Abstract:
With the rapid increase of population in the current world, there is an increasing demand for efficient transportation systems. Proper vehicle management in road intersections can ameliorate the efficiency of transportation systems to a great extent. In this regard, one of the most important traffic management steps is traffic signal scheduling at road intersections or junctions. Traffic signal scheduling is also one of the fundamental concepts used in Intelligent Transportation Systems. Many research studies have been conducted on adaptive or traffic-responsive signal scheduling covering vehicle detection, optimization, simulation, etc. However, most of the existing studies have been conducted considering the context of developed countries. These studies have not considered various contexts prevalent in developing countries. Examples of such contexts include non-lane-based traffic, heterogeneous traffic, etc. A special focus covering these distinctive contexts of the developing countries is needed to develop a contextually-appropriate traffic signal scheduling, which is yet to be explored in the literature to the best of our knowledge.

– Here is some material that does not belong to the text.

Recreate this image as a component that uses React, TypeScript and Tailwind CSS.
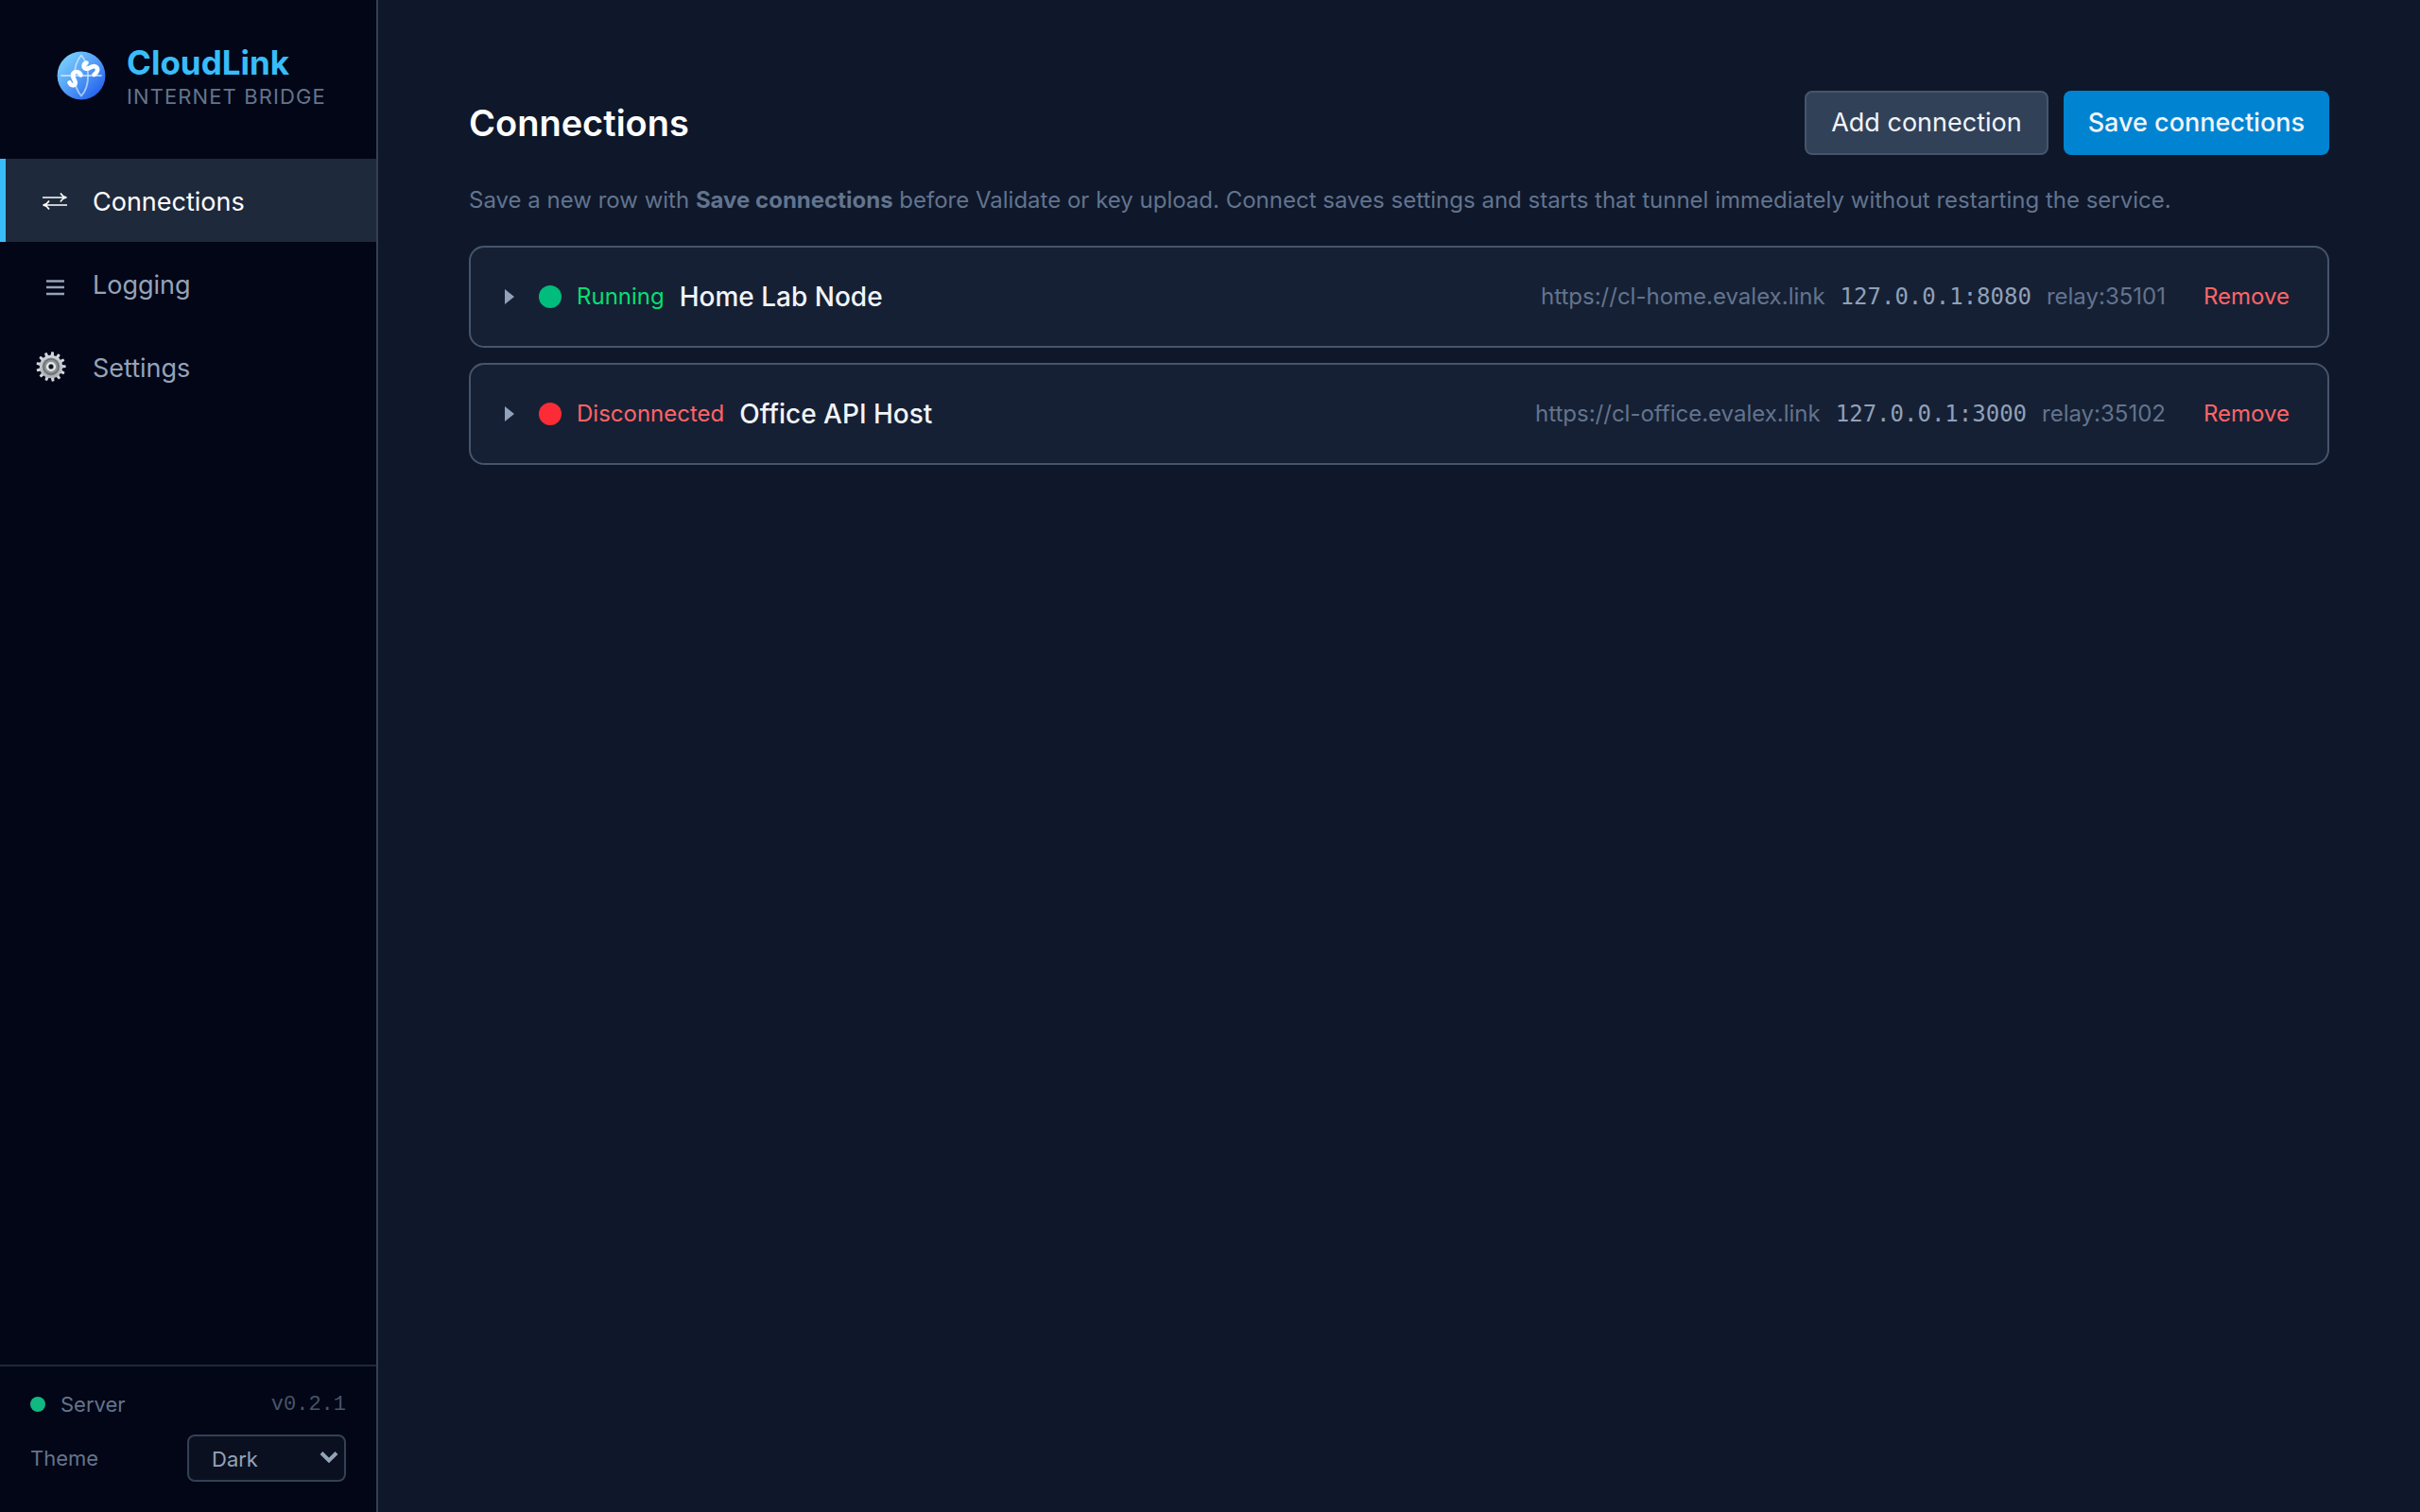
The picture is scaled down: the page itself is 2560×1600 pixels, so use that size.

To fill the gap in the existing literature, in this study, we propose a new methodology incorporating chronological implementations of computer vision, multi-objective optimization, and simulation for the purpose of developing an efficient traffic signal scheduling mechanism appropriate for Dhaka city. To do so, first, we collect real traffic images from important junctions of Dhaka city and annotate the images by trained human annotators. After a rigorous checking over the annotations, we prepare a complete dataset of 1071 images covering diverse weather and illumination conditions. Then, we perform experimentation on the prepared dataset using state-of-the-art object detection architectures, where YOLOv8n (nano) architecture provides the best inference time (5.3 ms) as well as the second-best mean average precision (68.3 %). Then, we explore three metaheuristics algorithms with two new objectives. Among the three algorithms, we find that real-encoded NSGA-II performs the best. Accordingly, we leverage the best-found model in our rigorous simulation using the simulator, DhakaSim. Our simulation results demonstrate that we can achieve up to 24.1% decrease in average waiting time, 10.4% increase in average vehicle flow rate, and 6.6% increase in average speed.